Claire put the necklace in her pocket, and nodded. “I’ll tell her.” Naomi didn’t move. “Did you want something else?”
“Oh, yes,” Naomi said faintly. “Very badly. But you see, I know my sister. I know she would not forgive me if I did anything untoward. So you and your kind doctor must go, before we forget our promises.”
Still, she didn’t move.
Claire went around her. Naomi turned to watch her.
Stepping through the stone illusion seemed a whole lot easier this time, maybe because she knew staying was definitely not a good idea at all.
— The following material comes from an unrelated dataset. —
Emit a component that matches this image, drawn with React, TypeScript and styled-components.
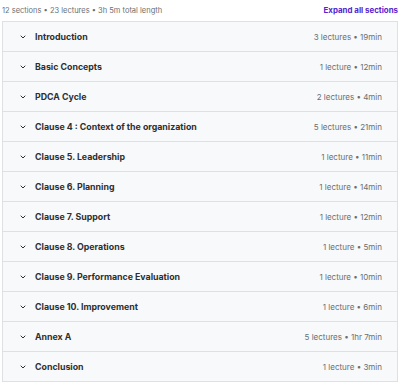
import React from 'react'
import styled, { createGlobalStyle } from 'styled-components'

const sections = [
  { title: 'Introduction', meta: '3 lectures • 19min' },
  { title: 'Basic Concepts', meta: '1 lecture • 12min' },
  { title: 'PDCA Cycle', meta: '2 lectures • 4min' },
  { title: 'Clause 4 : Context of the organization', meta: '5 lectures • 21min' },
  { title: 'Clause 5. Leadership', meta: '1 lecture • 11min' },
  { title: 'Clause 6. Planning', meta: '1 lecture • 14min' },
  { title: 'Clause 7. Support', meta: '1 lecture • 12min' },
  { title: 'Clause 8. Operations', meta: '1 lecture • 5min' },
  { title: 'Clause 9. Performance Evaluation', meta: '1 lecture • 10min' },
  { title: 'Clause 10. Improvement', meta: '1 lecture • 6min' },
  { title: 'Annex A', meta: '5 lectures • 1hr 7min' },
  { title: 'Conclusion', meta: '1 lecture • 3min' },
]

const GlobalStyle = createGlobalStyle`
  body {
    margin: 0;
    background: #fff;
    font-family: Inter, "Noto Sans", sans-serif;
    color: #2d2f31;
  }
`

const Chevron = () => (
  <svg width="8" height="8" viewBox="0 0 8 8" fill="none">
    <path d="M2 3 L4 5 L6 3" stroke="#2d2f31" strokeWidth="1" strokeLinecap="round" strokeLinejoin="round" />
  </svg>
)

export default function App() {
  return (
    <>
      <GlobalStyle />
      <Wrapper>
        <Header>
          <Summary>12 sections • 23 lectures • 3h 5m total length</Summary>
          <ExpandButton>Expand all sections</ExpandButton>
        </Header>
        <List>
          {sections.map((s) => (
            <Row key={s.title}>
              <Left>
                <Chevron />
                <Title>{s.title}</Title>
              </Left>
              <Meta>{s.meta}</Meta>
            </Row>
          ))}
        </List>
      </Wrapper>
    </>
  )
}

const Wrapper = styled.div`
  width: 396px;
  padding: 0 2px;
`

const Header = styled.div`
  display: flex;
  align-items: center;
  justify-content: space-between;
  height: 21px;
  padding-bottom: 1px;
  box-sizing: border-box;
`

const Summary = styled.span`
  font-size: 7.5px;
  color: #6a6f73;
`

const ExpandButton = styled.span`
  font-size: 7.9px;
  font-weight: 700;
  color: #5624d0;
`

const List = styled.div`
  border: 1px solid #dde1e4;
  border-bottom: none;
`

const Row = styled.div`
  display: flex;
  align-items: center;
  justify-content: space-between;
  height: 29px;
  padding: 0 15px 0 16px;
  background: #f7f9fa;
  border-bottom: 1px solid #dde1e4;
`

const Left = styled.div`
  display: flex;
  align-items: center;
  gap: 8px;
`

const Title = styled.span`
  font-size: 8.8px;
  font-weight: 700;
  color: #2d2f31;
`

const Meta = styled.span`
  font-size: 8px;
  color: #6a6f73;
`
Ada’s ghost stood in the hallway, looking furiously out of sorts with the delay. She turned and glided away at top speed. Claire broke into a run to keep up, and Dr. Mills kept pace. Ada suddenly stopped and spun her image to face them like a flat cardboard cutout, and the speaker on Claire’s phone shrieked with static.
Dr. Mills went down.
“Run!” Ada screamed through the speakerphone, but Claire couldn’t. She couldn’t leave him behind.
Claire stopped to reach down to help him up, but he wasn’t moving. There was a cut on his head, and although he was breathing, he was completely unconscious.
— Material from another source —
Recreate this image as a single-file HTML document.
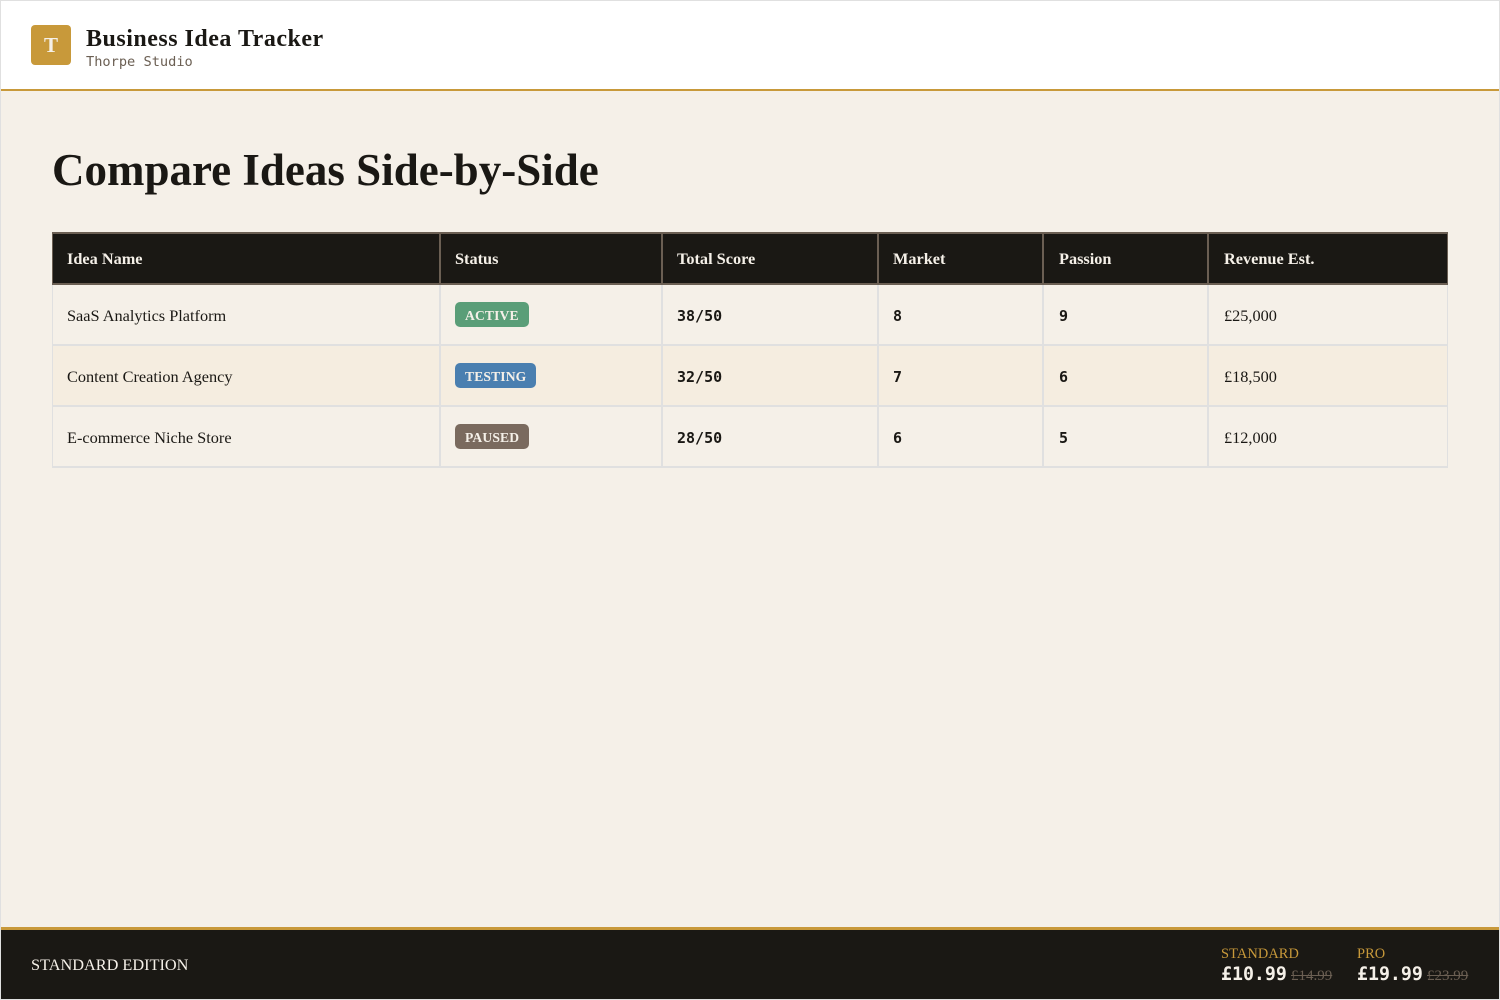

The cut was on the back of his head. He hadn’t fallen that way.
Someone had hit him.
Ada tried to tell her to run away, but she stayed where she was. Ada’s ghostly image screamed silently in frustration and burst into a storm of misty static.
Gone.
In the darkness, Claire felt fingers brush her hair.
“Naomi?” she asked in a faint whisper.
A dry chuckle sounded next to her ear, shockingly close. “Never met the lady. You know who I am,” a male voice said. “Don’t you, Claire?”
She closed her eyes.
“Hello,” she said, “Mr. Collins.”
9
Shane’s dad turned on an electric light overhead, and the sudden glare made Claire wince and blink. She looked down quickly at Dr. Mills to confirm that he was still breathing, and not moving. Good. She needed all her concentration right now.
Frank Collins looked the same as he had the last time she’d seen him alive, there in Bishop’s office—thin, lean, with his long graying hair down around his face, only now he was paler. He looked like a man who’d lived hard and died the same way—and there was definitely a shadow in him that hadn’t been there before. A crazy, scary shine in his eyes, like a silver film. He had a few things in common with Oliver, but where Oliver came across as tough, frightening, and ultimately rational, Collins missed that last one entirely.
He was way too close. Claire stayed very still, trying not to let her pulse pound too hard.
“I see what my son likes about you,” Frank Collins said. “You’re tougher than you look.”
“Thanks,” she said. “Now back off.”
He laughed again. It echoed off of the stone, as if he’d brought three or four copies of himself to enjoy the show. “No,” he said. “I don’t think so. Never done it before. Never will.” He paused “I’d like to talk to my son.”
“Never going to happen,” Claire said. “He doesn’t want to talk to you.”
Mr. Collins’s smile showed more than teeth. His fangs slowly unfolded, and the edges caught the dim light. “You think he’d want you sucking plasma, too, sweet-heart? It would kill him if something like that happened. So you might try to be a little more polite.”
She wanted to vomit at the thought of Frank Collins biting her. “He’ll kill you,” she said. “You know he would.”